_Exercise requirements_.
Output the material beneath this task exactly, images excluded.

* start Given data *

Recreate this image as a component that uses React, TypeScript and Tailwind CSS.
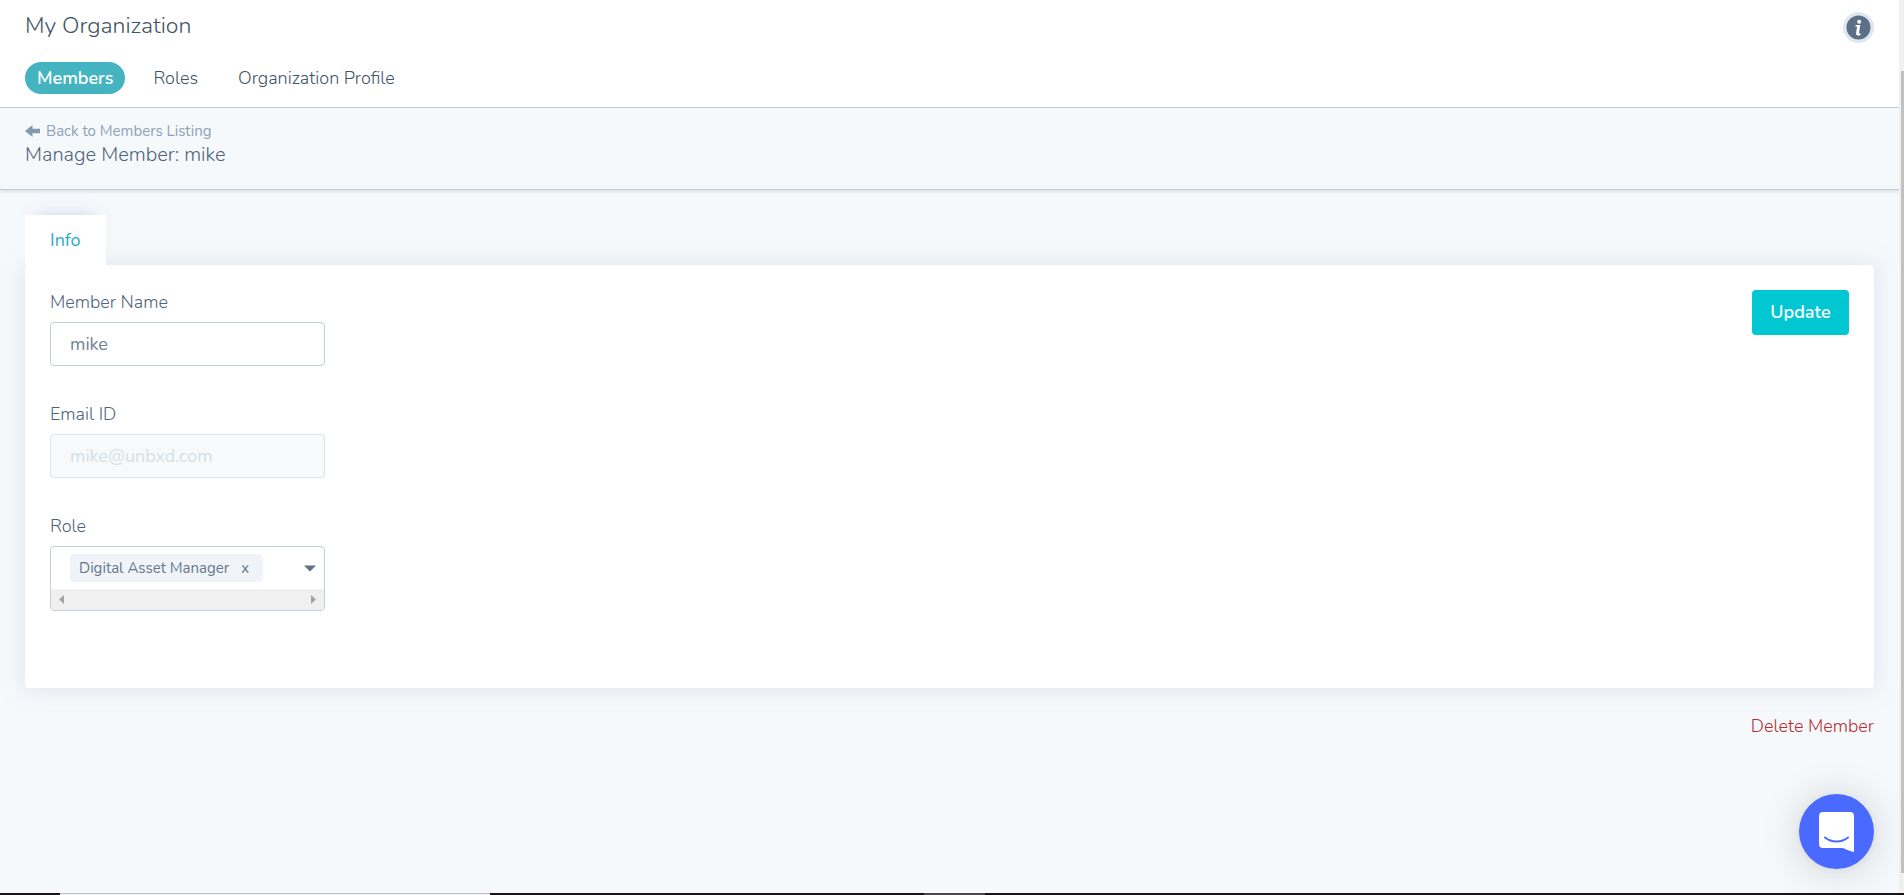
import React, { useState } from 'react';
import { clsx } from 'clsx';

const TABS = ['Members', 'Roles', 'Organization Profile'];

const InfoIcon = () => (
  <svg viewBox="0 0 31 31" className="size-[31px]" aria-hidden="true">
    <circle cx="15.5" cy="15.5" r="15.5" fill="#dfe7ef" />
    <circle cx="15.5" cy="15.5" r="12" fill="#5c6f87" />
    <circle cx="16.2" cy="9.8" r="2" fill="#fff" />
    <path
      d="M12.6 13h4.7l-1.3 7.500c-.1.6.1.9.6.9h1.100l-.2 1.500c-.8.4-1.600.5-2.300.5-1.700 0-2.400-1-2.100-2.500l1-6.400h-1.700z"
      fill="#fff"
    />
  </svg>
);

const BackArrow = () => (
  <svg viewBox="0 0 15 12" className="h-3 w-[15px]" aria-hidden="true">
    <path d="M0 6 7.5 0v3.8H15v4.4H7.5V12z" fill="#8399af" />
  </svg>
);

const ChatIcon = () => (
  <svg viewBox="0 0 35 40" className="h-10 w-[35px]" aria-hidden="true">
    <path d="M4 0h27a4 4 0 0 1 4 4v36c-4-1-7.500-2.400-11-4H4a4 4 0 0 1-4-4V4a4 4 0 0 1 4-4z" fill="#fff" />
    <path d="M6 25.500c6.500 5.300 16.500 5.300 23 0" fill="none" stroke="#4a69ff" strokeWidth="2" strokeLinecap="round" />
  </svg>
);

const Header = () => {
  const [active, setActive] = useState('Members');

  return (
    <header className="h-[108px] border-b border-[#c3cad0] bg-white px-[25px] pt-3">
      <div className="flex items-start justify-between">
        <h1 className="text-[23px] leading-7 font-light text-[#3f5364]">My Organization</h1>
        <button type="button" aria-label="Information">
          <InfoIcon />
        </button>
      </div>
      <nav className="mt-[19px] flex gap-4">
        {TABS.map((tab) => (
          <button
            key={tab}
            type="button"
            onClick={() => setActive(tab)}
            className={clsx(
              'h-8 rounded-full px-3 text-[18px] leading-6',
              tab === active ? 'bg-[#45b4c1] font-semibold text-white' : 'font-light text-[#3f5364]'
            )}>
            {tab}
          </button>
        ))}
      </nav>
    </header>
  );
};

const RoleSelect = () => {
  const [roles, setRoles] = useState(['Digital Asset Manager']);

  return (
    <div
      role="group"
      aria-labelledby="role-label"
      className="overflow-hidden rounded border border-[#c3cddb] bg-white">
      <div className="flex h-[42px] items-center justify-between pr-2 pl-[19px]">
        <div className="flex gap-2">
          {roles.map((role) => (
            <span
              key={role}
              className="flex h-7 items-center gap-3 rounded bg-[#f0f4f8] pr-[14px] pl-[9px] text-[15px] font-normal text-[#64788f]">
              {role}
              <button
                type="button"
                aria-label={`Remove ${role}`}
                onClick={() => setRoles(roles.filter((r) => r !== role))}>
                x
              </button>
            </span>
          ))}
        </div>
        <button type="button" aria-label="Open roles">
          <svg viewBox="0 0 12 7" className="h-[7px] w-3" aria-hidden="true">
            <path d="M0 .5h12L6 6.500z" fill="#5c7188" />
          </svg>
        </button>
      </div>
      <div className="flex h-[21px] items-center justify-between bg-[#f0f0f0] px-2">
        <svg viewBox="0 0 5 9" className="h-[9px] w-[5px]" aria-hidden="true">
          <path d="M5 0v9L0 4.500z" fill="#a3a3a3" />
        </svg>
        <svg viewBox="0 0 5 9" className="h-[9px] w-[5px]" aria-hidden="true">
          <path d="M0 0v9l5-4.500z" fill="#a3a3a3" />
        </svg>
      </div>
    </div>
  );
};

const MemberForm = () => {
  const [name, setName] = useState('mike');

  return (
    <section className="flex items-start justify-between rounded-sm bg-white px-[25px] pt-[25px] pb-[77px] shadow-[0_0_20px_rgba(200,205,228,0.5)]">
      <form id="member-form" className="flex w-[275px] flex-col gap-9 text-[18px] leading-6 font-light text-[#4f6379]">
        <div className="flex flex-col gap-2">
          <label htmlFor="member-name">Member Name</label>
          <input
            id="member-name"
            value={name}
            onChange={(e) => setName(e.target.value)}
            className="h-11 rounded border border-[#c3cddb] px-[19px] font-normal text-[#6f8394]"
          />
        </div>
        <div className="flex flex-col gap-2">
          <label htmlFor="member-email">Email ID</label>
          <input
            id="member-email"
            type="email"
            defaultValue="mike@unbxd.com"
            disabled
            className="h-11 rounded border border-[#dae4ec] bg-[#f7f9fb] px-[19px] font-normal text-[#d5dfe6]"
          />
        </div>
        <div className="flex flex-col gap-2">
          <span id="role-label">Role</span>
          <RoleSelect />
        </div>
      </form>
      <button
        type="submit"
        form="member-form"
        className="h-[45px] w-[97px] rounded-sm bg-[#00c7d2] text-[18px] font-semibold text-white">
        Update
      </button>
    </section>
  );
};

const Scrollbar = () => (
  <div className="flex w-[5px] shrink-0 flex-col items-end bg-[#f0f0f0]" aria-hidden="true">
    <div className="h-[8%]" />
    <div className="w-[3px] flex-1 bg-[#c1c1c1]" />
    <div className="h-5" />
  </div>
);

const BottomEdge = () => (
  <div className="flex h-[2px] shrink-0 bg-[#171419]" aria-hidden="true">
    <div className="ml-[60px] w-[430px] border-t border-[#bfc3c7] bg-[#f1f1f1]" />
    <div className="ml-[434px] w-[61px] bg-[#4a484b]" />
  </div>
);

export default function App() {
  return (
    <div className="flex h-screen flex-col bg-[#f5f9fc] font-['Nunito','Lato',sans-serif]">
      <div className="flex min-h-0 flex-1">
        <div className="min-w-0 flex-1 overflow-hidden">
          <Header />
          <div className="h-[82px] border-b border-[#c3cdd5] px-[25px] pt-[11px] shadow-[0_2px_3px_rgba(120,140,160,0.2)]">
            <a href="#members" className="flex w-fit items-center gap-[6px] text-[15px] leading-6 text-[#8ea1b8]">
              <BackArrow />
              Back to Members Listing
            </a>
            <h2 className="text-[20px] leading-6 font-light text-[#4f6379]">Manage Member: mike</h2>
          </div>
          <main className="px-[25px] pt-[25px]">
            <button
              type="button"
              className="relative block h-[50px] bg-white px-[25px] text-[18px] text-[#2aaccd] shadow-[0_-10px_15px_-12px_rgba(170,178,220,0.7)]">
              Info
            </button>
            <MemberForm />
            <div className="mt-6 flex justify-end">
              <button type="button" className="text-[18px] leading-7 font-light text-[#b82c30]">
                Delete Member
              </button>
            </div>
          </main>
        </div>
        <Scrollbar />
      </div>
      <BottomEdge />
      <button
        type="button"
        aria-label="Open chat"
        className="fixed right-[30px] bottom-[26px] flex size-[75px] items-center justify-center rounded-full bg-[#4a69ff] shadow-[0_2px_40px_rgba(0,0,0,0.16),0_1px_8px_rgba(0,0,0,0.06)]">
        <ChatIcon />
      </button>
    </div>
  );
}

* end Given data *

_Answer to this exercise_.
Recreate this image as a component that uses React, TypeScript and Tailwind CSS.
import React, { useState } from 'react';
import { clsx } from 'clsx';

const TABS = ['Members', 'Roles', 'Organization Profile'];

const InfoIcon = () => (
  <svg viewBox="0 0 31 31" className="size-[31px]" aria-hidden="true">
    <circle cx="15.5" cy="15.5" r="15.5" fill="#dfe7ef" />
    <circle cx="15.5" cy="15.5" r="12" fill="#5c6f87" />
    <circle cx="16.2" cy="9.8" r="2" fill="#fff" />
    <path
      d="M12.6 13h4.7l-1.3 7.500c-.1.6.1.9.6.9h1.100l-.2 1.500c-.8.4-1.600.5-2.300.5-1.700 0-2.400-1-2.100-2.500l1-6.400h-1.700z"
      fill="#fff"
    />
  </svg>
);

const BackArrow = () => (
  <svg viewBox="0 0 15 12" className="h-3 w-[15px]" aria-hidden="true">
    <path d="M0 6 7.5 0v3.8H15v4.4H7.5V12z" fill="#8399af" />
  </svg>
);

const ChatIcon = () => (
  <svg viewBox="0 0 35 40" className="h-10 w-[35px]" aria-hidden="true">
    <path d="M4 0h27a4 4 0 0 1 4 4v36c-4-1-7.500-2.400-11-4H4a4 4 0 0 1-4-4V4a4 4 0 0 1 4-4z" fill="#fff" />
    <path d="M6 25.500c6.500 5.300 16.500 5.300 23 0" fill="none" stroke="#4a69ff" strokeWidth="2" strokeLinecap="round" />
  </svg>
);

const Header = () => {
  const [active, setActive] = useState('Members');

  return (
    <header className="h-[108px] border-b border-[#c3cad0] bg-white px-[25px] pt-3">
      <div className="flex items-start justify-between">
        <h1 className="text-[23px] leading-7 font-light text-[#3f5364]">My Organization</h1>
        <button type="button" aria-label="Information">
          <InfoIcon />
        </button>
      </div>
      <nav className="mt-[19px] flex gap-4">
        {TABS.map((tab) => (
          <button
            key={tab}
            type="button"
            onClick={() => setActive(tab)}
            className={clsx(
              'h-8 rounded-full px-3 text-[18px] leading-6',
              tab === active ? 'bg-[#45b4c1] font-semibold text-white' : 'font-light text-[#3f5364]'
            )}>
            {tab}
          </button>
        ))}
      </nav>
    </header>
  );
};

const RoleSelect = () => {
  const [roles, setRoles] = useState(['Digital Asset Manager']);

  return (
    <div
      role="group"
      aria-labelledby="role-label"
      className="overflow-hidden rounded border border-[#c3cddb] bg-white">
      <div className="flex h-[42px] items-center justify-between pr-2 pl-[19px]">
        <div className="flex gap-2">
          {roles.map((role) => (
            <span
              key={role}
              className="flex h-7 items-center gap-3 rounded bg-[#f0f4f8] pr-[14px] pl-[9px] text-[15px] font-normal text-[#64788f]">
              {role}
              <button
                type="button"
                aria-label={`Remove ${role}`}
                onClick={() => setRoles(roles.filter((r) => r !== role))}>
                x
              </button>
            </span>
          ))}
        </div>
        <button type="button" aria-label="Open roles">
          <svg viewBox="0 0 12 7" className="h-[7px] w-3" aria-hidden="true">
            <path d="M0 .5h12L6 6.500z" fill="#5c7188" />
          </svg>
        </button>
      </div>
      <div className="flex h-[21px] items-center justify-between bg-[#f0f0f0] px-2">
        <svg viewBox="0 0 5 9" className="h-[9px] w-[5px]" aria-hidden="true">
          <path d="M5 0v9L0 4.500z" fill="#a3a3a3" />
        </svg>
        <svg viewBox="0 0 5 9" className="h-[9px] w-[5px]" aria-hidden="true">
          <path d="M0 0v9l5-4.500z" fill="#a3a3a3" />
        </svg>
      </div>
    </div>
  );
};

const MemberForm = () => {
  const [name, setName] = useState('mike');

  return (
    <section className="flex items-start justify-between rounded-sm bg-white px-[25px] pt-[25px] pb-[77px] shadow-[0_0_20px_rgba(200,205,228,0.5)]">
      <form id="member-form" className="flex w-[275px] flex-col gap-9 text-[18px] leading-6 font-light text-[#4f6379]">
        <div className="flex flex-col gap-2">
          <label htmlFor="member-name">Member Name</label>
          <input
            id="member-name"
            value={name}
            onChange={(e) => setName(e.target.value)}
            className="h-11 rounded border border-[#c3cddb] px-[19px] font-normal text-[#6f8394]"
          />
        </div>
        <div className="flex flex-col gap-2">
          <label htmlFor="member-email">Email ID</label>
          <input
            id="member-email"
            type="email"
            defaultValue="mike@unbxd.com"
            disabled
            className="h-11 rounded border border-[#dae4ec] bg-[#f7f9fb] px-[19px] font-normal text-[#d5dfe6]"
          />
        </div>
        <div className="flex flex-col gap-2">
          <span id="role-label">Role</span>
          <RoleSelect />
        </div>
      </form>
      <button
        type="submit"
        form="member-form"
        className="h-[45px] w-[97px] rounded-sm bg-[#00c7d2] text-[18px] font-semibold text-white">
        Update
      </button>
    </section>
  );
};

const Scrollbar = () => (
  <div className="flex w-[5px] shrink-0 flex-col items-end bg-[#f0f0f0]" aria-hidden="true">
    <div className="h-[8%]" />
    <div className="w-[3px] flex-1 bg-[#c1c1c1]" />
    <div className="h-5" />
  </div>
);

const BottomEdge = () => (
  <div className="flex h-[2px] shrink-0 bg-[#171419]" aria-hidden="true">
    <div className="ml-[60px] w-[430px] border-t border-[#bfc3c7] bg-[#f1f1f1]" />
    <div className="ml-[434px] w-[61px] bg-[#4a484b]" />
  </div>
);

export default function App() {
  return (
    <div className="flex h-screen flex-col bg-[#f5f9fc] font-['Nunito','Lato',sans-serif]">
      <div className="flex min-h-0 flex-1">
        <div className="min-w-0 flex-1 overflow-hidden">
          <Header />
          <div className="h-[82px] border-b border-[#c3cdd5] px-[25px] pt-[11px] shadow-[0_2px_3px_rgba(120,140,160,0.2)]">
            <a href="#members" className="flex w-fit items-center gap-[6px] text-[15px] leading-6 text-[#8ea1b8]">
              <BackArrow />
              Back to Members Listing
            </a>
            <h2 className="text-[20px] leading-6 font-light text-[#4f6379]">Manage Member: mike</h2>
          </div>
          <main className="px-[25px] pt-[25px]">
            <button
              type="button"
              className="relative block h-[50px] bg-white px-[25px] text-[18px] text-[#2aaccd] shadow-[0_-10px_15px_-12px_rgba(170,178,220,0.7)]">
              Info
            </button>
            <MemberForm />
            <div className="mt-6 flex justify-end">
              <button type="button" className="text-[18px] leading-7 font-light text-[#b82c30]">
                Delete Member
              </button>
            </div>
          </main>
        </div>
        <Scrollbar />
      </div>
      <BottomEdge />
      <button
        type="button"
        aria-label="Open chat"
        className="fixed right-[30px] bottom-[26px] flex size-[75px] items-center justify-center rounded-full bg-[#4a69ff] shadow-[0_2px_40px_rgba(0,0,0,0.16),0_1px_8px_rgba(0,0,0,0.06)]">
        <ChatIcon />
      </button>
    </div>
  );
}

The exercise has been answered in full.